[Start of INPUT FOR THIS TASK]

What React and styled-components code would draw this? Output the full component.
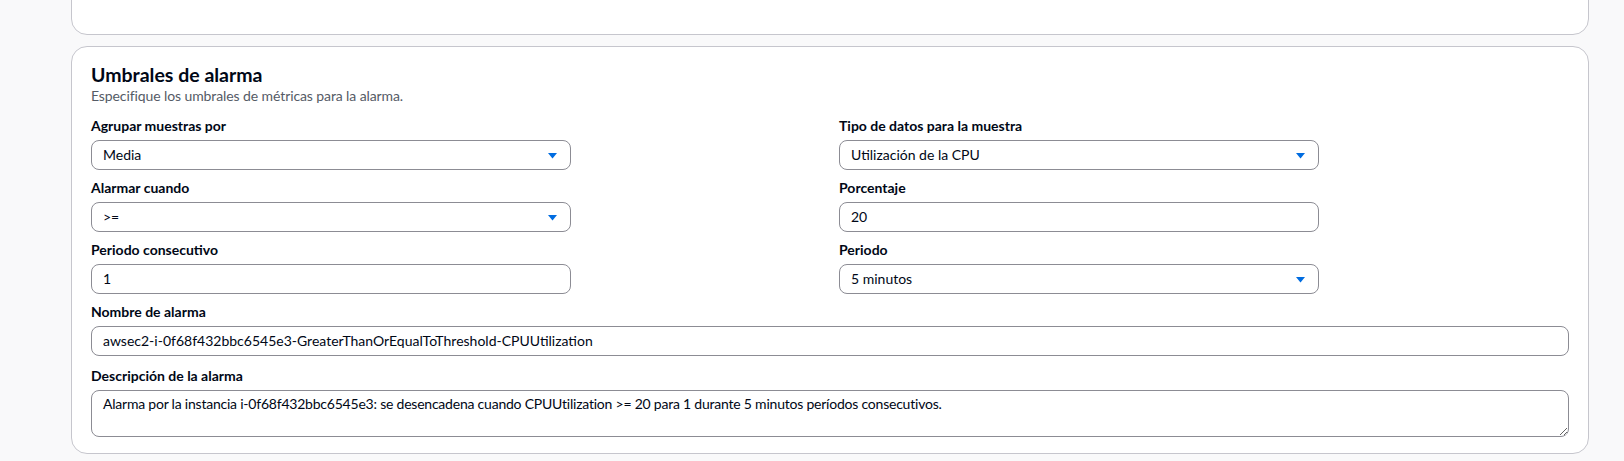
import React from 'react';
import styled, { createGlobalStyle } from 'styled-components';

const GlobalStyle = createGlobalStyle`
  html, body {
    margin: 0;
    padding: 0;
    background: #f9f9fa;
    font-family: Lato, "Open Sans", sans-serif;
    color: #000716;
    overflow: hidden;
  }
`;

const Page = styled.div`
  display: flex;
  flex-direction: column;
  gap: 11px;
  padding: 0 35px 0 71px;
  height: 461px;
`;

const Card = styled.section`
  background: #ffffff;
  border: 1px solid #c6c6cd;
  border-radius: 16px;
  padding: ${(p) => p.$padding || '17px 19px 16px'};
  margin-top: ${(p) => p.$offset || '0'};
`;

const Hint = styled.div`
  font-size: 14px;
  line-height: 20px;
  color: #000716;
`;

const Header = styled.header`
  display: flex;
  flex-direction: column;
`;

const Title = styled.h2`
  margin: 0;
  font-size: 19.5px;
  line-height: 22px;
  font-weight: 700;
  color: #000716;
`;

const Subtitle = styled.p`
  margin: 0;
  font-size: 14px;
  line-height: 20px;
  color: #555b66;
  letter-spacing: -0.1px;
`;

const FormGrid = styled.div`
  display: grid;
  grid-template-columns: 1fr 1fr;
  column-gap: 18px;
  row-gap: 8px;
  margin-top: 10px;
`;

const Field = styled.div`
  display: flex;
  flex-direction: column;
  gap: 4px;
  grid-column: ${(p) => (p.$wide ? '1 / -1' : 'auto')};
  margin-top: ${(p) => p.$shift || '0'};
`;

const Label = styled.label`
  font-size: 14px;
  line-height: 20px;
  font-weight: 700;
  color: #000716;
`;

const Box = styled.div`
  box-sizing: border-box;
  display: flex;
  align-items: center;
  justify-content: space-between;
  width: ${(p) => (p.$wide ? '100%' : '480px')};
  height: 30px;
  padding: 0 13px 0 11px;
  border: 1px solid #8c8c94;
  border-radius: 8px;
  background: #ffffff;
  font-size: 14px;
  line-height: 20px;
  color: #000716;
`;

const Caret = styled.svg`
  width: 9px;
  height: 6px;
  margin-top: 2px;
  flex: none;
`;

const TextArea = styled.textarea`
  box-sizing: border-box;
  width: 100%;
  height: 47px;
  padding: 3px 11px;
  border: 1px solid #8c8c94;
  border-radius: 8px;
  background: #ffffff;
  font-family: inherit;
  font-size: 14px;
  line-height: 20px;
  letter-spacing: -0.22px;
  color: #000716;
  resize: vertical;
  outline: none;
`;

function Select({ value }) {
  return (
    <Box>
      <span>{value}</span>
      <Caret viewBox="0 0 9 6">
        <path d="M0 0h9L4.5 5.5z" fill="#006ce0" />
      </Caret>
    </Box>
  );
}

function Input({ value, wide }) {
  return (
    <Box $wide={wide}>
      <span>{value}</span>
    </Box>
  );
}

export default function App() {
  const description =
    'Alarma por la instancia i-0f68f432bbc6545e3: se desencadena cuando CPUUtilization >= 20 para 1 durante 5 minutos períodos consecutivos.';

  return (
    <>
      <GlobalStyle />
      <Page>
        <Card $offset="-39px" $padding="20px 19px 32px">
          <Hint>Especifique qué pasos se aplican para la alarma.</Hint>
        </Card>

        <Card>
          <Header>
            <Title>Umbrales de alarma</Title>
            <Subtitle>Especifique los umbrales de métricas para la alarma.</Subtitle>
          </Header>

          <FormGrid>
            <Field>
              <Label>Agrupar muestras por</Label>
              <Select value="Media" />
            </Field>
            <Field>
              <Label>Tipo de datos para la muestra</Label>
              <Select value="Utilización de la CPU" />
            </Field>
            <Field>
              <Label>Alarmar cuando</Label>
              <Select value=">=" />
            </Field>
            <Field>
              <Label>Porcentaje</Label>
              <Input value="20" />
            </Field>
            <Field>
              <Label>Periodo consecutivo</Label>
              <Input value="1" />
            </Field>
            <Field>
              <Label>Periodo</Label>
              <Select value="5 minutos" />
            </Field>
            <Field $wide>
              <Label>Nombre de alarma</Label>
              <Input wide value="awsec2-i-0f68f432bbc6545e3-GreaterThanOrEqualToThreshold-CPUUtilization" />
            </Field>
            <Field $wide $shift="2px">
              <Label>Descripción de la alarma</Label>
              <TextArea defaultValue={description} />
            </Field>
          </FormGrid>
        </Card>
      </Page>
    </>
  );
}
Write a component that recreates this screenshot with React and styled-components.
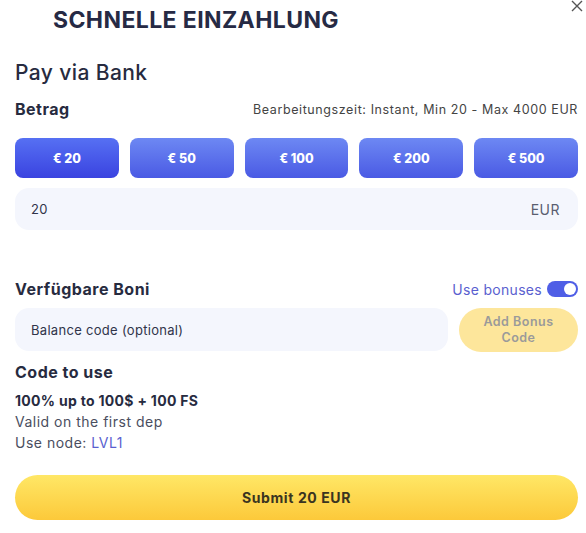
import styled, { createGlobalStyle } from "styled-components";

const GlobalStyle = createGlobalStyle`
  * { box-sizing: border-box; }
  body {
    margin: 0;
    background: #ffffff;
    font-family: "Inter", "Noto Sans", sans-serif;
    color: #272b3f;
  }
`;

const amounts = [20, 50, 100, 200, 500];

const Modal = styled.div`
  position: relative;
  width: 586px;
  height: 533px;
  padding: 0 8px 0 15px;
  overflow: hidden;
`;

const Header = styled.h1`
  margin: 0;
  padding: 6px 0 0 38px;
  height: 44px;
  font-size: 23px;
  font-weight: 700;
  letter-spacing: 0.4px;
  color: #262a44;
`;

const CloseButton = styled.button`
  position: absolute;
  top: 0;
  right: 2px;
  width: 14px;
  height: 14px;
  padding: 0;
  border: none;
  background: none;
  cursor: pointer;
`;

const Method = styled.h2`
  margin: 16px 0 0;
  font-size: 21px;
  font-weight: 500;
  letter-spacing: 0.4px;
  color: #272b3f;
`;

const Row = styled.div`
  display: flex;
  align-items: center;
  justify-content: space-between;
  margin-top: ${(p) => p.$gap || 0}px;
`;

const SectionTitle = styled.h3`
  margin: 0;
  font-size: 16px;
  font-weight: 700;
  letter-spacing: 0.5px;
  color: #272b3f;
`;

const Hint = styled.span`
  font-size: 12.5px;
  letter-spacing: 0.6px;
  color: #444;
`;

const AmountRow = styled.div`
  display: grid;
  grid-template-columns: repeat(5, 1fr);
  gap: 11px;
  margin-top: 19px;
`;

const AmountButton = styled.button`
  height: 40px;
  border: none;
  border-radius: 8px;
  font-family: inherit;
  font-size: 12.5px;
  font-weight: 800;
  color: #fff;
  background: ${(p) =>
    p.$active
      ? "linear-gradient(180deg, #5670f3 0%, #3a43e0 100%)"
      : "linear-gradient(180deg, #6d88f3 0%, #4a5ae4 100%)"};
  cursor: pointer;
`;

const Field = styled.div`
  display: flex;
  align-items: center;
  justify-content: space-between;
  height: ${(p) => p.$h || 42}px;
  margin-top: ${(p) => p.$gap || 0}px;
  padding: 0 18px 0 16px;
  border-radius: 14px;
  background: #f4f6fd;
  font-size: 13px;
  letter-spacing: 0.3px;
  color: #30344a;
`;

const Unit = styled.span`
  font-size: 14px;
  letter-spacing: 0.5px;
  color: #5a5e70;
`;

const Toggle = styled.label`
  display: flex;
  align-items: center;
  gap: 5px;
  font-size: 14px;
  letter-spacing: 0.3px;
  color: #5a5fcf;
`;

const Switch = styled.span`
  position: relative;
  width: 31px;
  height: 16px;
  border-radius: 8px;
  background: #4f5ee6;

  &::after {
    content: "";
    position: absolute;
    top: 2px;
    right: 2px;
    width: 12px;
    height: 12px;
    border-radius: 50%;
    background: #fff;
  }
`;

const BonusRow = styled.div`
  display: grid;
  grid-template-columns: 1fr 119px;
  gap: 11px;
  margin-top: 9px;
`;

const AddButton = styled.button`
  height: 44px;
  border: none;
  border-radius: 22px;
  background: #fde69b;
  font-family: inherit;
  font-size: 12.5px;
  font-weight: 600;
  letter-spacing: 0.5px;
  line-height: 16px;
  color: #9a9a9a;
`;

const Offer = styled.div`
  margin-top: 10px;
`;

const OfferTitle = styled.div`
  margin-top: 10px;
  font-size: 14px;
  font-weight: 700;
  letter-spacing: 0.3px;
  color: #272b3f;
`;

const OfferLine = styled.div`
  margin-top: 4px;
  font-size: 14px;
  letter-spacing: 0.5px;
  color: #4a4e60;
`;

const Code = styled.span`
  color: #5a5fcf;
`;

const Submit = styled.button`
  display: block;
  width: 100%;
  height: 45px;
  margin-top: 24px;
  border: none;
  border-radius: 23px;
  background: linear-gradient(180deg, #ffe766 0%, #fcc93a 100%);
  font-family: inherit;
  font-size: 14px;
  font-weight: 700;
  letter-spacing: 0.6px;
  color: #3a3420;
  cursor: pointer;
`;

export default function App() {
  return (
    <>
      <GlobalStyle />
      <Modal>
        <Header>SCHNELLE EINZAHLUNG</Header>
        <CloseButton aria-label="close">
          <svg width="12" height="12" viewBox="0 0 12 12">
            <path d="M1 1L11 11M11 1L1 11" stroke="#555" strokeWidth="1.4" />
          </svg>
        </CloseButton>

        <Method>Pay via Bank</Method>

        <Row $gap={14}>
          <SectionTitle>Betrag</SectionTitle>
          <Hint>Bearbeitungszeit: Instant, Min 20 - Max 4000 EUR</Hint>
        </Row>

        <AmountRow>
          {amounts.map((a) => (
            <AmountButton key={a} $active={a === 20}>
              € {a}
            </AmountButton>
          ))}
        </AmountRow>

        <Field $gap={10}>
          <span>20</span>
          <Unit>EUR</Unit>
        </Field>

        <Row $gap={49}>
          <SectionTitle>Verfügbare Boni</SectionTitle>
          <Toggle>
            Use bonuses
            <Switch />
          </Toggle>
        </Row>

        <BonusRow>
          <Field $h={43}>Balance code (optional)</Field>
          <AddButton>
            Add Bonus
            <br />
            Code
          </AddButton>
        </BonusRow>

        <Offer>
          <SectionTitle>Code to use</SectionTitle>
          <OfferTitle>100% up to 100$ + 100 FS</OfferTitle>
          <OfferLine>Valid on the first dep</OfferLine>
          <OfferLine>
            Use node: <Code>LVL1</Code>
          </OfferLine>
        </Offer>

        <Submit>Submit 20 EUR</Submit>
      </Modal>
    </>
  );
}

[End of INPUT FOR THIS TASK]

## GIVEN EXERCISE
Find every line in the records that has the string "components", then state how many there are and nothing else.

## TASK OUTPUT
4